• _Exercise aim_
Count how many lines below contain the word "React", then give that number alone.

• _Source data_
— start —

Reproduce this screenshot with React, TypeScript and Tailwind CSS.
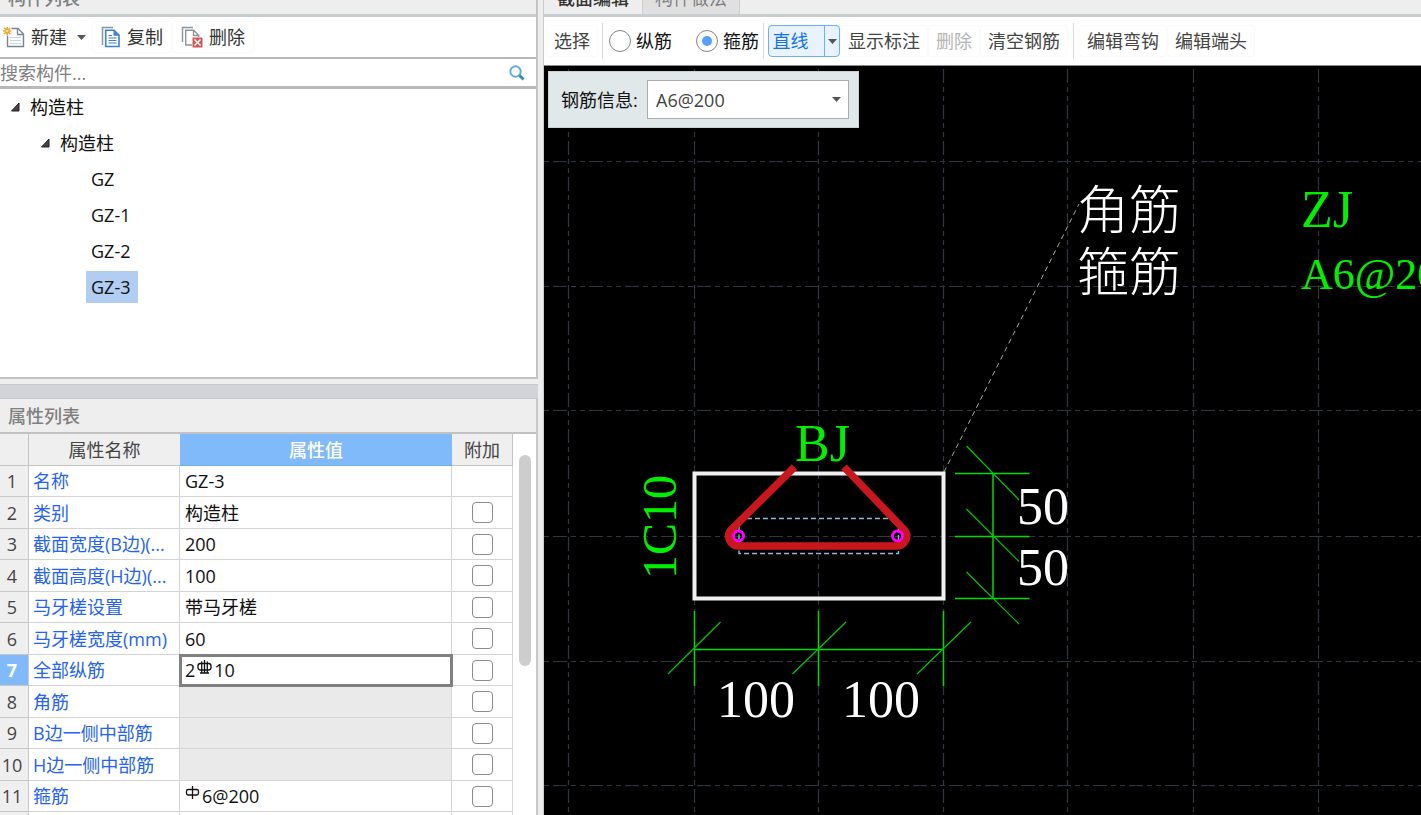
import React from "react";

const SANS = "font-['Open_Sans','Noto_Sans_CJK_SC',sans-serif]";

function CaretDown() {
  return (
    <svg width="9" height="5" viewBox="0 0 9 5" aria-hidden="true" className="shrink-0">
      <path d="M0 0h9L4.5 5z" fill="#555" />
    </svg>
  );
}

function NewIcon() {
  return (
    <svg width="22" height="22" viewBox="0 0 22 22" fill="none" aria-hidden="true">
      <path d="M4.5 2.500h10.500l5.500 5.500v12.500h-16z" fill="#fff" stroke="#7b8790" strokeWidth="1.400" />
      <path d="M14.500 2.500v6h6" stroke="#7b8790" strokeWidth="1.300" />
      <path d="M7 11.500h11M7 14.500h11M7 17.500h11" stroke="#cfd4d8" strokeWidth="1.200" />
      <path d="M0 1h8.500v8.500H0z" fill="#fff" />
      <path d="M4.200 1v8M.2 5h8M1.200 2l6 6M7.200 2l-6 6" stroke="#f5a02a" strokeWidth="1.700" />
      <circle cx="4.200" cy="5" r="1.200" fill="#fff3c4" />
    </svg>
  );
}

function CopyIcon() {
  return (
    <svg width="20" height="22" viewBox="0 0 20 22" fill="none" aria-hidden="true">
      <path d="M1.500 19V1.500H12" stroke="#8a949b" strokeWidth="1.500" />
      <path d="M4.700 4.200h8.300l5 5v11.300H4.700z" fill="#fff" stroke="#3b82cf" strokeWidth="1.600" />
      <path d="M12.500 4.500v5.300h5.300z" fill="#3b82cf" />
      <path d="M7.500 9.500h3.500M7.500 12h8M7.500 14.500h8M7.500 17h8" stroke="#3b82cf" strokeWidth="1.200" />
    </svg>
  );
}

function DeleteIcon() {
  return (
    <svg width="22" height="22" viewBox="0 0 22 22" fill="none" aria-hidden="true">
      <path d="M1.500 16V1.500H12" stroke="#8a949b" strokeWidth="1.400" />
      <path d="M11 19H4.700V4.200h8l5 5V11M12.500 4.500v5h5" stroke="#8a949b" strokeWidth="1.400" />
      <path d="M11.500 11.500h10v10h-10z" fill="#d0565c" />
      <path d="M13.500 13.500l6 6M19.500 13.500l-6 6" stroke="#fff" strokeWidth="1.500" />
    </svg>
  );
}

function SearchIcon() {
  return (
    <svg width="16" height="16" viewBox="0 0 16 16" fill="none" aria-hidden="true">
      <circle cx="6.500" cy="6.500" r="5.200" stroke="#5fabd3" strokeWidth="1.900" />
      <path d="M10.500 10.500l4 4" stroke="#2f8cc0" strokeWidth="2.800" />
    </svg>
  );
}

function RebarMark({ grade }: { grade: 1 | 3 }) {
  return (
    <svg width="15" height="15" viewBox="0 0 15 15" fill="none" stroke="#111" strokeWidth="1.300" aria-hidden="true" className="mb-1.5">
      {grade === 3 ? (
        <>
          <rect x="1" y="3.500" width="13" height="6.500" rx="2.500" />
          <path d="M4.700 1.500v11M7.500 0v13M10.300 1.500v11M3 13h9" />
        </>
      ) : (
        <>
          <rect x="1.500" y="3.500" width="12" height="5.500" rx="1.800" />
          <path d="M7.500 0v13" />
        </>
      )}
    </svg>
  );
}

function TreeBranch({ label, className }: { label: string; className: string }) {
  return (
    <button type="button" className={`flex h-9 w-full items-center gap-2.5 ${className}`}>
      <svg width="10" height="10" viewBox="0 0 10 10" aria-hidden="true">
        <path d="M9 1v8H1.500z" fill="#444" stroke="#222" />
      </svg>
      {label}
    </button>
  );
}

const rows: { name: string; value: React.ReactNode; check?: boolean; locked?: boolean; active?: boolean }[] = [
  { name: "名称", value: "GZ-3" },
  { name: "类别", value: "构造柱", check: true },
  { name: "截面宽度(B边)(...", value: "200", check: true },
  { name: "截面高度(H边)(...", value: "100", check: true },
  { name: "马牙槎设置", value: "带马牙槎", check: true },
  { name: "马牙槎宽度(mm)", value: "60", check: true },
  {
    name: "全部纵筋",
    value: (
      <span className="flex items-center gap-0.5">
        2<RebarMark grade={3} />10
      </span>
    ),
    check: true,
    active: true,
  },
  { name: "角筋", value: "", check: true, locked: true },
  { name: "B边一侧中部筋", value: "", check: true, locked: true },
  { name: "H边一侧中部筋", value: "", check: true, locked: true },
  {
    name: "箍筋",
    value: (
      <span className="flex items-center gap-0.5">
        <RebarMark grade={1} />6@200
      </span>
    ),
    check: true,
  },
];

function PropertyTable() {
  return (
    <table className="w-[513px] shrink-0 table-fixed border-separate border-spacing-0 self-start">
      <colgroup>
        <col className="w-[29px]" />
        <col className="w-[151px]" />
        <col className="w-[272px]" />
        <col className="w-[61px]" />
      </colgroup>
      <thead>
        <tr className="h-8 bg-[#efefef] text-[#444]">
          <th className="border-r border-b border-[#c4c4c4] p-0" />
          <th className="border-b border-[#c4c4c4] p-0 font-normal">属性名称</th>
          <th className="border-b border-[#6aaeee] bg-[#80bafb] p-0 font-medium text-white">属性值</th>
          <th className="border-r border-b border-[#c4c4c4] p-0 font-normal">附加</th>
        </tr>
      </thead>
      <tbody>
        {rows.map((r, i) => (
          <tr key={r.name} className="h-[31px] even:h-8">
            <th
              scope="row"
              className={`border-r border-b border-[#c8c8c8] p-0 pr-1 text-center ${
                r.active ? "bg-[#80bafb] font-bold text-white" : "bg-[#efefef] font-normal text-[#444]"
              }`}
            >
              {i + 1}
            </th>
            <td className="overflow-hidden border-r border-b border-[#d4d4d4] p-0 pl-1 whitespace-nowrap text-[#2563f5]">{r.name}</td>
            <td
              className={`border-r border-b border-[#d4d4d4] p-0 pl-[5px] ${r.locked ? "bg-[#eaeaea]" : ""} ${
                r.active ? "outline-[3px] -outline-offset-2 outline-[#808080]" : ""
              }`}
            >
              {r.value}
            </td>
            <td className="border-r border-b border-[#d4d4d4] p-0">
              {r.check && (
                <input
                  type="checkbox"
                  aria-label={`附加 ${r.name}`}
                  className="mx-auto block h-[21px] w-[21px] appearance-none rounded border border-[#8c8c8c] bg-white checked:bg-[#80bafb]"
                />
              )}
            </td>
          </tr>
        ))}
        <tr className="h-[31px]">
          <th className="border-r border-[#c8c8c8] bg-[#efefef]" />
          <td className="border-r border-[#d4d4d4]" />
          <td className="border-r border-[#d4d4d4]" />
          <td className="border-r border-[#d4d4d4]" />
        </tr>
      </tbody>
    </table>
  );
}

const gridX = [24.5, 150.5, 274.5, 399.5, 523.5, 649.5, 774.5, 899.5, 1024.5, 1149.5, 1274.5, 1399.5, 1524.5];
const gridY = [95.5, 220.5, 344.5, 470.5, 595.5, 719.5, 844.5, 969.5, 1094.5];

function SectionDrawing() {
  return (
    <svg className="block h-full w-full bg-black font-['Liberation_Serif','Noto_Sans_CJK_SC',serif]" role="img" aria-label="截面">
      <g stroke="#303542" strokeWidth="1.200" strokeDasharray="14 4 5 4 5 4">
        {gridX.map((x) => (
          <line key={x} x1={x} x2={x} y1="0" y2="1200" strokeDashoffset="33" />
        ))}
        {gridY.map((y) => (
          <line key={y} x1="0" x2="1700" y1={y} y2={y} strokeDashoffset="27" />
        ))}
      </g>
      <path d="M400 406L535 138" stroke="#a8a8a0" strokeDasharray="5 4" />
      <rect x="150.500" y="407.500" width="249" height="125" fill="none" stroke="#f0f0f0" strokeWidth="4" />
      <rect x="195" y="452.500" width="159.500" height="35" fill="none" stroke="#8fb4d8" strokeWidth="1.400" strokeDasharray="5 3" />
      <path
        d="M250.500 401L187.500 463.500A9.700 9.700 0 0 0 194.500 480H352.500A9.800 9.800 0 0 0 360 463.500L300 401"
        fill="none"
        stroke="#c9171e"
        strokeWidth="7.500"
      />
      <g fill="none" stroke="#ff00ff" strokeWidth="3">
        <circle cx="194.500" cy="470" r="5" />
        <circle cx="353.500" cy="470" r="5" />
      </g>
      <g stroke="#00dc00" strokeWidth="1.500" fill="none">
        <path d="M449 407.500V532.500M411 407.500H485.500M411 470.500H485.500M411 532.500H485.500" />
        <path d="M150.500 583.500H399.500M150.500 545V620M274.500 545V620M399.500 545V620" />
      </g>
      <g stroke="#00c800" strokeWidth="1.200" fill="none">
        <path d="M422.500 380L475 434M422.500 443L475 495.500M422.500 506L475 558" />
        <path d="M124 608L176.500 556M248.500 608L302 556M373 608L427 556" />
      </g>
      <g fill="#fff" fontSize="52">
        <text x="533" y="163" fontWeight="300">角筋</text>
        <text x="533" y="225" fontWeight="300">箍筋</text>
        <text x="473" y="458">50</text>
        <text x="473" y="519">50</text>
        <text x="173" y="651">100</text>
        <text x="298" y="651">100</text>
      </g>
      <g fill="#00f000" fontSize="52">
        <text x="757" y="161">ZJ</text>
        <text x="757" y="223" fontSize="44">A6@200</text>
        <text x="251" y="395">BJ</text>
        <text transform="translate(132 513) rotate(-90)" fontSize="48">1C10</text>
      </g>
    </svg>
  );
}

function ToolButton({ children, disabled }: { children: string; disabled?: boolean }) {
  return (
    <button type="button" disabled={disabled} className="h-8 rounded border border-[#fafafa] px-[7px] text-[#444] disabled:text-[#b4b4b4]">
      {children}
    </button>
  );
}

function RadioOption({ label, checked }: { label: string; checked?: boolean }) {
  return (
    <label className="flex items-center gap-[5px] text-[#111]">
      <input
        type="radio"
        name="rebar"
        defaultChecked={checked}
        className="h-[22px] w-[22px] appearance-none rounded-full border border-[#858585] bg-white bg-clip-content p-[5px] checked:bg-[#55a0fa]"
      />
      {label}
    </label>
  );
}

export default function App() {
  return (
    <div className={`flex h-screen overflow-hidden bg-[#eeeeee] text-[18px] leading-6 text-[#111] ${SANS}`}>
      <aside className="flex w-[538px] shrink-0 flex-col">
        <section className="flex h-[379px] shrink-0 flex-col border-r-2 border-b-2 border-[#c4c4c4] bg-white">
          <header className="flex h-[17px] shrink-0 items-end overflow-hidden border-b-[3px] border-[#c8cdd0] bg-[#eeeeee] pl-2">
            <h2 className="h-8 leading-8 font-medium text-[#808080]">构件列表</h2>
          </header>
          <div className="flex h-10 shrink-0 items-center pl-[3px] text-[#333]">
            <button type="button" className="flex h-8 items-center gap-1.5">
              <NewIcon />
              新建
              <span className="pl-1">
                <CaretDown />
              </span>
            </button>
            <button type="button" className="ml-1.5 flex h-8 items-center gap-1.5 rounded border border-[#fafafa] px-2">
              <CopyIcon />
              复制
            </button>
            <button type="button" className="flex h-8 items-center gap-1.5 rounded border border-[#fafafa] px-2">
              <DeleteIcon />
              删除
            </button>
          </div>
          <label className="flex h-8 shrink-0 items-center border-t-2 border-b-[3px] border-[#b8b8b8] pr-[11px]">
            <input type="text" aria-label="搜索构件" placeholder="搜索构件..." className="min-w-0 flex-1 bg-transparent outline-none placeholder:text-[#808080]" />
            <SearchIcon />
          </label>
          <nav className="flex min-h-0 flex-1 flex-col items-start overflow-hidden">
            <TreeBranch label="构造柱" className="pl-2.5" />
            <TreeBranch label="构造柱" className="pl-10" />
            {["GZ", "GZ-1", "GZ-2", "GZ-3"].map((n) => (
              <div key={n} className="flex h-9 items-center pl-[86px]">
                <button type="button" className={`h-8 px-[5px] ${n === "GZ-3" ? "bg-[#b1cdf1] pr-2" : ""}`}>
                  {n}
                </button>
              </div>
            ))}
          </nav>
        </section>
        <div className="mt-[5px] h-[15px] shrink-0 border-y border-[#c6c9ce] bg-[#d2d4da]" />
        <section className="flex min-h-0 flex-1 flex-col border-r-2 border-[#c8c8c8]">
          <h2 className="flex h-[35px] shrink-0 items-center border-b-2 border-[#c2c2c2] pl-2 font-medium text-[#808080]">属性列表</h2>
          <div className="flex min-h-0 flex-1 overflow-hidden bg-white">
            <PropertyTable />
            <div className="flex flex-1 justify-center pt-[21px]">
              <div className="h-[211px] w-3 rounded-full bg-[#cdcdcd]" />
            </div>
          </div>
        </section>
      </aside>

      <main className="ml-[5px] flex min-w-0 flex-1 flex-col border-l border-[#c8cdd0]">
        <div className="flex h-[17px] shrink-0 items-end overflow-hidden border-b-[3px] border-[#c8cdd0]">
          <button type="button" className="h-8 px-[13px] leading-8 font-medium text-[#333]">
            截面编辑
          </button>
          <button type="button" className="h-8 border-x border-[#cfcfcf] bg-[#e0e0e0] px-3 leading-8 text-[#808080]">
            构件做法
          </button>
        </div>
        <div className="flex h-[49px] shrink-0 items-center overflow-hidden border-b border-[#8c8c8c] bg-white pl-0.5 whitespace-nowrap">
          <ToolButton>选择</ToolButton>
          <div className="mr-1.5 ml-1 h-9 w-px bg-[#d8d8d8]" />
          <RadioOption label="纵筋" />
          <div className="w-6" />
          <RadioOption label="箍筋" checked />
          <div className="mx-1 h-9 w-px bg-[#d8d8d8]" />
          <div className="flex h-8 rounded border border-[#6cb0fa] bg-[#e8f3ff]">
            <button type="button" className="w-[55px] pr-3 text-[#1673e6]">
              直线
            </button>
            <button type="button" aria-label="更多线型" className="flex w-[15px] items-center justify-center border-l border-[#6cb0fa]">
              <CaretDown />
            </button>
          </div>
          <ToolButton>显示标注</ToolButton>
          <ToolButton disabled>删除</ToolButton>
          <ToolButton>清空钢筋</ToolButton>
          <div className="mx-[5px] h-9 w-px bg-[#d8d8d8]" />
          <ToolButton>编辑弯钩</ToolButton>
          <ToolButton>编辑端头</ToolButton>
        </div>
        <div className="relative min-h-0 flex-1 overflow-hidden bg-black">
          <SectionDrawing />
          <div className="absolute top-[5px] left-1 flex h-[57px] w-[311px] items-center border border-[#c8d0d2] bg-[#e1e8ea] pl-3">
            <label htmlFor="rebar-info" className="w-[86px] text-[#111]">
              钢筋信息:
            </label>
            <div className="relative flex items-center">
              <select id="rebar-info" className="h-[39px] w-[202px] appearance-none border border-[#acacac] bg-white pl-2 text-[#444]">
                <option>A6@200</option>
              </select>
              <span className="pointer-events-none absolute right-2">
                <CaretDown />
              </span>
            </div>
          </div>
        </div>
      </main>
    </div>
  );
}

— end —

• _Finished task_
3